The recipe for corn tortillas is as simple as it comes: water and Maseca cornmeal are combined into a dense, sticky dough. Tortillas de harina (flour tortillas) require butter, salt and baking powder. A worker in the tortilleria rolls the flour dough into hundreds of small rounds, then places them, three at a time, on a machine that presses and flattens them in a split second.
The equipo de trabajadores (team of laborers) is the other star of the show, powered not by gas, but by a damn good work ethic. Moving in concert with the machines, the workers gather, weigh, count and package thousands of tortillas.
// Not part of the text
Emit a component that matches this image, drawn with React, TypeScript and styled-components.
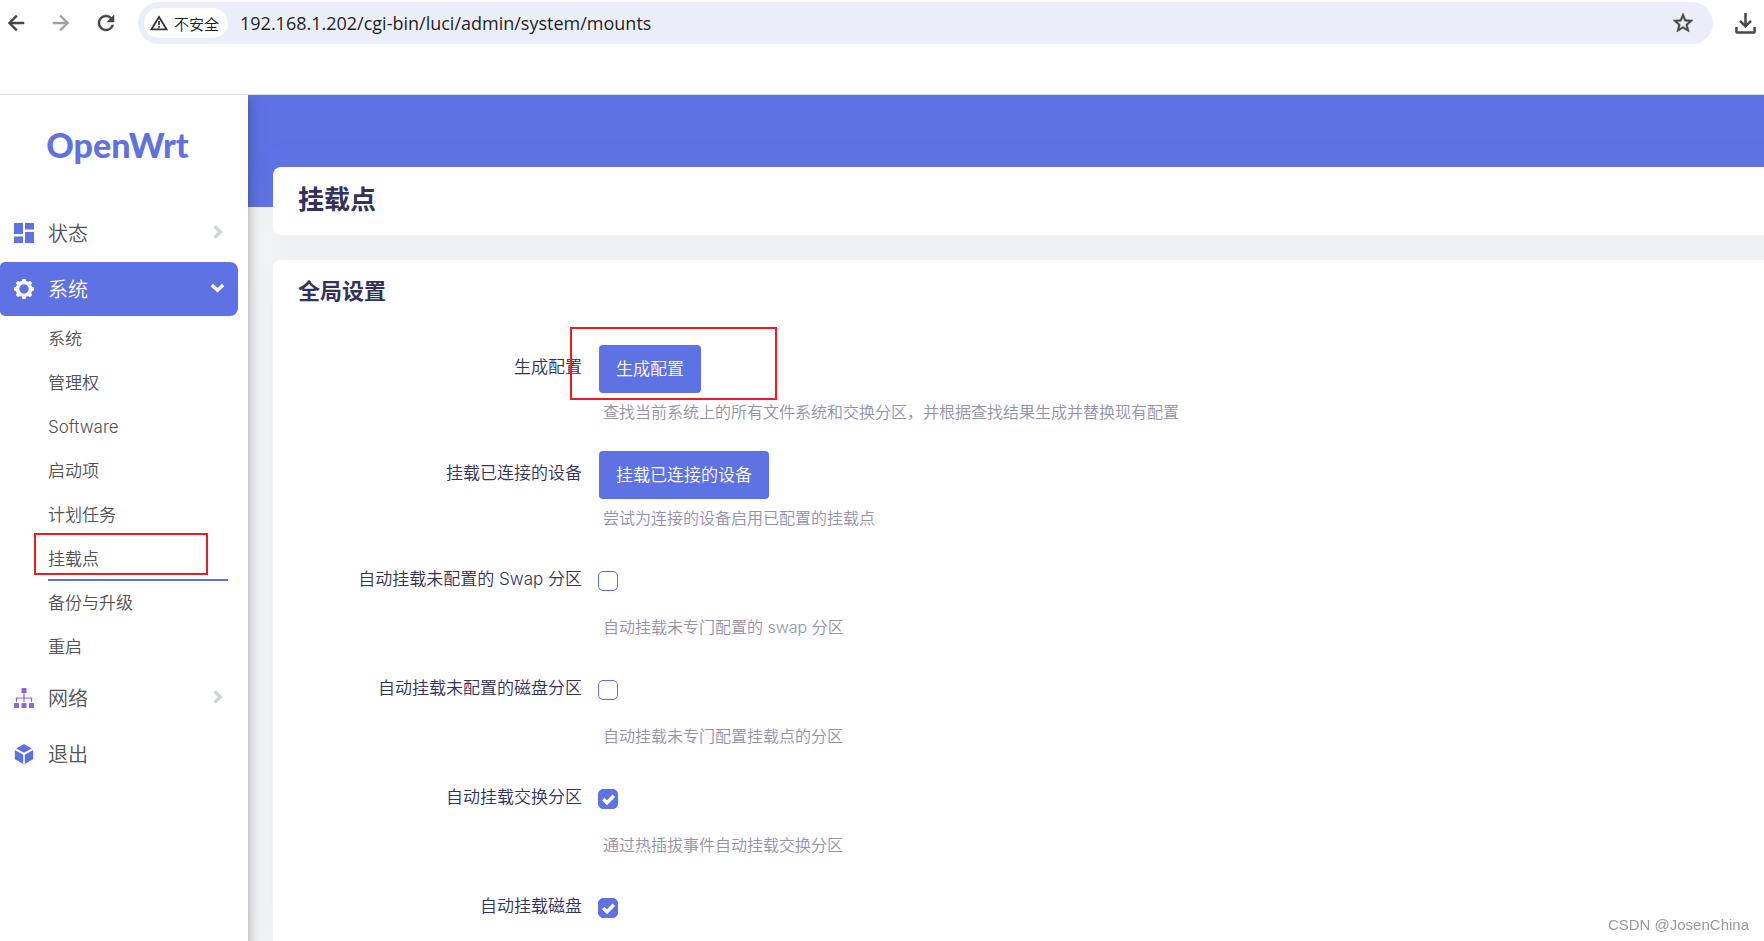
import React from "react";
import styled, { createGlobalStyle } from "styled-components";
import { MdArrowBack, MdArrowForward, MdRefresh, MdStarBorder } from "react-icons/md";

const primary = "#5e72e4";
const heading = "#32325d";
const mark = "#ed1c24";

const GlobalStyle = createGlobalStyle`
  *, *::before, *::after { box-sizing: border-box; }
  body {
    margin: 0;
    background: #f4f5f7;
    font-family: Inter, "Noto Sans CJK SC", sans-serif;
    font-weight: 350;
  }
  button, input { font-family: inherit; font-weight: inherit; }
`;

const Page = styled.div`
  display: flex;
  flex-direction: column;
  min-height: 100vh;
  overflow: hidden;
`;

/* Browser bar */

const BrowserBar = styled.header`
  position: relative;
  z-index: 2;
  display: flex;
  align-items: flex-start;
  height: 95px;
  padding: 2px 8px 0 4px;
  background: #fff;
  border-bottom: 1px solid #dedede;
`;

const BarRow = styled.div`
  display: flex;
  flex: 1;
  align-items: center;
  height: 42px;
`;

const BarButton = styled.button<{ $muted?: boolean }>`
  display: flex;
  padding: 0;
  border: 0;
  background: none;
  color: ${(p) => (p.$muted ? "#a3a3a3" : "#474747")};
`;

const HistoryButtons = styled.div`
  display: flex;
  gap: 21px;
  margin-right: 20px;

  path:not([fill="none"]) { stroke: currentColor; stroke-width: 0.5px; }
`;

const AddressBox = styled.div`
  display: flex;
  flex: 1;
  align-items: center;
  height: 42px;
  margin-right: 22px;
  padding: 0 18px 0 6px;
  border-radius: 21px;
  background: #ebeef8;

  > button:last-child path:not([fill="none"]) { stroke: currentColor; stroke-width: 0.5px; }
`;

const SecurityChip = styled.button`
  display: flex;
  align-items: center;
  gap: 6px;
  height: 30px;
  padding: 0 9px 0 6px;
  border: 0;
  border-radius: 15px;
  background: #fff;
  color: #202020;
  font-size: 15px;
  white-space: nowrap;
`;

const AddressInput = styled.input`
  flex: 1;
  margin-left: 12px;
  padding: 0;
  border: 0;
  background: none;
  color: #1f1f1f;
  font-family: "Open Sans", sans-serif;
  font-size: 18px;
  font-weight: 400;
  line-height: 24px;
  outline: 0;
`;

/* Sidebar */

const Body = styled.div`
  display: flex;
  flex: 1;
`;

const Sidebar = styled.aside`
  position: relative;
  z-index: 1;
  flex: 0 0 248px;
  margin-bottom: -24px;
  background: #fff;
  box-shadow: 0 0 15px -3px rgba(0, 0, 0, 0.5);
`;

const Brand = styled.a`
  display: block;
  width: 235px;
  margin-bottom: 11px;
  color: ${primary};
  font-family: Lato, sans-serif;
  font-size: 34px;
  font-weight: 900;
  line-height: 100px;
  text-align: center;
  text-decoration: none;
`;

const Menu = styled.ul`
  display: flex;
  flex-direction: column;
  gap: 2px;
  margin: 0;
  padding: 0 10px 0 0;
  list-style: none;
`;

const MenuLink = styled.a<{ $active?: boolean }>`
  display: flex;
  align-items: center;
  gap: 14px;
  height: 54px;
  padding: 0 14px;
  border-radius: 5px 8px 8px 5px;
  background: ${(p) => (p.$active ? primary : "transparent")};
  color: ${(p) => (p.$active ? "#fff" : "#525252")};
  font-size: 20px;
  text-decoration: none;
`;

const MenuText = styled.span`
  flex: 1;
  padding-bottom: 2px;
`;

const Chevron = styled.svg`
  margin-bottom: 3px;
`;

const Submenu = styled.ul`
  margin: 0;
  padding: 1px 10px 0 48px;
  list-style: none;
`;

const SubmenuItem = styled.li`
  position: relative;
`;

const SubmenuLink = styled.a<{ $active?: boolean }>`
  display: block;
  height: 44px;
  border-bottom: 2px solid ${(p) => (p.$active ? primary : "transparent")};
  color: #525252;
  font-size: 17px;
  line-height: 44px;
  text-decoration: none;
`;

const MenuMark = styled.div`
  position: absolute;
  top: -4px;
  left: -14px;
  width: 174px;
  height: 42px;
  border: 2px solid ${mark};
  pointer-events: none;
`;

/* Content */

const Main = styled.main`
  display: flex;
  flex: 1;
  flex-direction: column;
  gap: 25px;
  min-width: 0;
  padding: 72px 0 0 25px;
  background: linear-gradient(${primary} 112px, #f4f5f7 112px);
`;

const Card = styled.section<{ $fill?: boolean }>`
  flex: ${(p) => (p.$fill ? 1 : "none")};
  margin-right: -32px;
  padding: 0 25px;
  border-radius: ${(p) => (p.$fill ? "8px 8px 0 0" : "8px")};
  background: #fff;
  box-shadow: 0 0 32px rgba(136, 152, 170, 0.1);
`;

const PageTitle = styled.h2`
  margin: 0;
  color: ${heading};
  font-size: 26px;
  font-weight: 700;
  line-height: 66px;
  padding-bottom: 2px;
`;

const SectionTitle = styled.h3`
  margin: 0 0 23px;
  color: ${heading};
  font-size: 22px;
  font-weight: 700;
  line-height: 62px;
`;

const Form = styled.form`
  display: flex;
  flex-direction: column;
  gap: 27px;
`;

const Row = styled.div`
  display: grid;
  grid-template-columns: 284px 1fr;
  column-gap: 17px;
`;

const RowLabel = styled.label`
  color: ${heading};
  font-size: 17px;
  line-height: 44px;
  text-align: right;
`;

const Field = styled.div`
  position: relative;
`;

const ControlLine = styled.div`
  display: flex;
  align-items: center;
  height: 48px;
`;

const ActionButton = styled.button`
  height: 48px;
  padding: 0 17px 4px;
  border: 0;
  border-radius: 4px;
  background: ${primary};
  color: #fff;
  font-size: 17px;
`;

const Hint = styled.p<{ $gap: number }>`
  margin: ${(p) => p.$gap}px 0 0 4px;
  color: #9391ab;
  font-size: 16px;
  line-height: 24px;
`;

const FieldMark = styled.div`
  position: absolute;
  top: -18px;
  left: -29px;
  width: 207px;
  height: 73px;
  border: 2px solid ${mark};
  pointer-events: none;
`;

const CheckboxBox = styled.span`
  display: grid;
  width: 20px;
  height: 20px;
  margin-left: -1px;

  > * { grid-area: 1 / 1; }
  svg { pointer-events: none; visibility: hidden; }
  input:checked + svg { visibility: visible; }
`;

const CheckboxInput = styled.input`
  appearance: none;
  width: 20px;
  height: 20px;
  margin: 0;
  border: 1px solid ${primary};
  border-radius: 5px;
  background: #fff;

  &:checked { background: ${primary}; }
`;

const Watermark = styled.div`
  position: fixed;
  right: 15px;
  bottom: 6px;
  z-index: 3;
  color: #999;
  font-family: "Liberation Sans", sans-serif;
  font-size: 15px;
  font-weight: 400;
  line-height: 20px;
`;

/* Icons */

const WarningIcon = () => (
  <svg width="18" height="16" viewBox="0 0 18 16" aria-hidden="true">
    <path d="M9 2 L16.6 14.4 H1.4 Z" fill="none" stroke="#303030" strokeWidth="1.8" />
    <path d="M9 6 V10 M9 11 V12.8" stroke="#303030" strokeWidth="1.7" />
  </svg>
);

const DownloadIcon = () => (
  <svg width="21" height="21" viewBox="0 0 21 21" fill="none" stroke="#474747" strokeWidth="2.5" aria-hidden="true">
    <path d="M10.5 0 V13.5 M5 7.8 L10.5 13.3 L16 7.8" />
    <path d="M1.4 14 V18.2 Q1.4 19.5 2.7 19.5 H18.3 Q19.6 19.5 19.6 18.2 V14" />
  </svg>
);

const DashboardIcon = () => (
  <svg width="20" height="20" viewBox="0 0 20 20" fill={primary} aria-hidden="true">
    <path d="M0 0H9V11H0Z M0 13.5H9V20H0Z M11 0H20V6.5H11Z M11 9H20V20H11Z" />
  </svg>
);

const GearIcon = () => (
  <svg width="20" height="20" viewBox="0 0 20 20" aria-hidden="true">
    <circle cx="10" cy="10" r="6.5" fill="none" stroke="#fff" strokeWidth="3.6" />
    {[0, 45, 90, 135, 180, 225, 270, 315].map((angle) => (
      <path key={angle} d="M7.8 2.6 L8.4 0 H11.6 L12.2 2.6 Z" fill="#fff" transform={`rotate(${angle} 10 10)`} />
    ))}
  </svg>
);

const NetworkIcon = () => (
  <svg width="20" height="20" viewBox="0 0 20 20" fill="#8965e0" aria-hidden="true">
    <path d="M7.5 0H12.5V5H7.5Z M0 15H5V20H0Z M7.5 15H12.5V20H7.5Z M15 15H20V20H15Z" />
    <path d="M10 5V14 M2.5 14V10H17.5V14" fill="none" stroke="#8965e0" strokeWidth="1.2" />
  </svg>
);

const CubeIcon = () => (
  <svg width="20" height="20" viewBox="0 0 20 20" fill={primary} aria-hidden="true">
    <path d="M10 0 L17.8 4.4 L10 8.8 L2.2 4.4 Z" />
    <path d="M0.8 6 L9.2 10.7 V20 L1.4 15.6 Q0.8 15.2 0.8 14.6 Z" />
    <path d="M19.2 6 L10.8 10.7 V20 L18.6 15.6 Q19.2 15.2 19.2 14.6 Z" />
  </svg>
);

const ChevronIcon = ({ open }: { open?: boolean }) => (
  <Chevron width="14" height="14" viewBox="0 0 14 14" fill="none" strokeWidth="3.4" stroke={open ? "#fff" : "#ced4da"} aria-hidden="true">
    <path d={open ? "M1.8 4 L7.5 9.2 L13.2 4" : "M4.6 1.4 L10.2 7 L4.6 12.6"} />
  </Chevron>
);

/* Data */

const systemPages = ["系统", "管理权", "Software", "启动项", "计划任务", "挂载点", "备份与升级", "重启"];

const actions = [
  { id: "generate", label: "生成配置", hint: "查找当前系统上的所有文件系统和交换分区，并根据查找结果生成并替换现有配置", marked: true },
  { id: "mount", label: "挂载已连接的设备", hint: "尝试为连接的设备启用已配置的挂载点", marked: false },
];

const toggles = [
  { id: "anon-swap", label: "自动挂载未配置的 Swap 分区", hint: "自动挂载未专门配置的 swap 分区", on: false },
  { id: "anon-mount", label: "自动挂载未配置的磁盘分区", hint: "自动挂载未专门配置挂载点的分区", on: false },
  { id: "auto-swap", label: "自动挂载交换分区", hint: "通过热插拔事件自动挂载交换分区", on: true },
  { id: "auto-mount", label: "自动挂载磁盘", hint: "", on: true },
];

const Checkbox = ({ id, checked }: { id: string; checked: boolean }) => (
  <CheckboxBox>
    <CheckboxInput type="checkbox" id={id} defaultChecked={checked} />
    <svg width="20" height="20" viewBox="0 0 20 20" aria-hidden="true">
      <path d="M5.2 10 L9 13.8 L15.8 6.8" fill="none" stroke="#fff" strokeWidth="3.4" />
    </svg>
  </CheckboxBox>
);

export default function App() {
  return (
    <Page>
      <GlobalStyle />
      <BrowserBar>
        <BarRow>
          <HistoryButtons>
            <BarButton aria-label="后退"><MdArrowBack size={24} /></BarButton>
            <BarButton aria-label="前进" $muted><MdArrowForward size={24} /></BarButton>
            <BarButton aria-label="刷新"><MdRefresh size={24} /></BarButton>
          </HistoryButtons>
          <AddressBox>
            <SecurityChip><WarningIcon />不安全</SecurityChip>
            <AddressInput aria-label="地址" defaultValue="192.168.1.202/cgi-bin/luci/admin/system/mounts" />
            <BarButton aria-label="收藏"><MdStarBorder size={24} /></BarButton>
          </AddressBox>
          <BarButton aria-label="下载"><DownloadIcon /></BarButton>
        </BarRow>
      </BrowserBar>
      <Body>
        <Sidebar>
          <Brand href="#">OpenWrt</Brand>
          <nav>
            <Menu>
              <li>
                <MenuLink href="#"><DashboardIcon /><MenuText>状态</MenuText><ChevronIcon /></MenuLink>
              </li>
              <li>
                <MenuLink href="#" $active><GearIcon /><MenuText>系统</MenuText><ChevronIcon open /></MenuLink>
                <Submenu>
                  {systemPages.map((name) => (
                    <SubmenuItem key={name}>
                      <SubmenuLink href="#" $active={name === "挂载点"}>{name}</SubmenuLink>
                      {name === "挂载点" && <MenuMark />}
                    </SubmenuItem>
                  ))}
                </Submenu>
              </li>
              <li>
                <MenuLink href="#"><NetworkIcon /><MenuText>网络</MenuText><ChevronIcon /></MenuLink>
              </li>
              <li>
                <MenuLink href="#"><CubeIcon /><MenuText>退出</MenuText></MenuLink>
              </li>
            </Menu>
          </nav>
        </Sidebar>
        <Main>
          <Card>
            <PageTitle>挂载点</PageTitle>
          </Card>
          <Card $fill>
            <SectionTitle>全局设置</SectionTitle>
            <Form>
              {actions.map((a) => (
                <Row key={a.id}>
                  <RowLabel htmlFor={a.id}>{a.label}</RowLabel>
                  <Field>
                    <ControlLine><ActionButton id={a.id} type="button">{a.label}</ActionButton></ControlLine>
                    <Hint $gap={7}>{a.hint}</Hint>
                    {a.marked && <FieldMark />}
                  </Field>
                </Row>
              ))}
              {toggles.map((t) => (
                <Row key={t.id}>
                  <RowLabel htmlFor={t.id}>{t.label}</RowLabel>
                  <Field>
                    <ControlLine><Checkbox id={t.id} checked={t.on} /></ControlLine>
                    {t.hint && <Hint $gap={10}>{t.hint}</Hint>}
                  </Field>
                </Row>
              ))}
            </Form>
          </Card>
        </Main>
      </Body>
      <Watermark>CSDN @JosenChina</Watermark>
    </Page>
  );
}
They are masters of the assembly line and the twist-tie, they move swiftly and nonstop, catching and sorting each disc where it belongs. I talked to a number of folks stacking tortillas, and some had been working at Brenda’s for more than five or 10 years. The operation feels deeply community driven, and everyone I met was elated to share the tortilla-making process with a visitor.
Tortilleria Brenda No. 2 caters to the commercial market, selling to local mercados, grocery stores and restaurants in Central Arkansas and as far as East Texas. Brenda’s owns the local tortilla market, but is rivaled in Northwest Arkansas by Los Altos Tortillas as well as La Banderita, a national producer with plants across the U.S and which sells in Walmart and Target. Francisco explained that business has gotten tougher as more varieties and brands saturate the market, but he claimed that no other tortilla is a fresh or small-batch as Brenda’s.
Tortilleria Brenda No. 1 on 65th Street has a small storefront for individual shoppers. There you can grab a bag or two of tortillas for your pantry. A large cooler is stocked with homemade cajeta (Mexican caramel sauce), Nopalitos picados (diced Nopal cactus) and orange Fanta in glass bottles.
At Tortilleria Brenda No. 1, you can buy a five-pound bag of corn tortillas for $3, piled 60 high. A two-pound bag will set you back $1.50. A bag of chips is $2.50 and tostadas are $1. Ten medium flour tortillas cost $1.50 and 12 huge tortillas are $2.50. In other words: Brenda’s is a steal, and there’s nowhere else in Central Arkansas to get tortillas as fresh or handmade.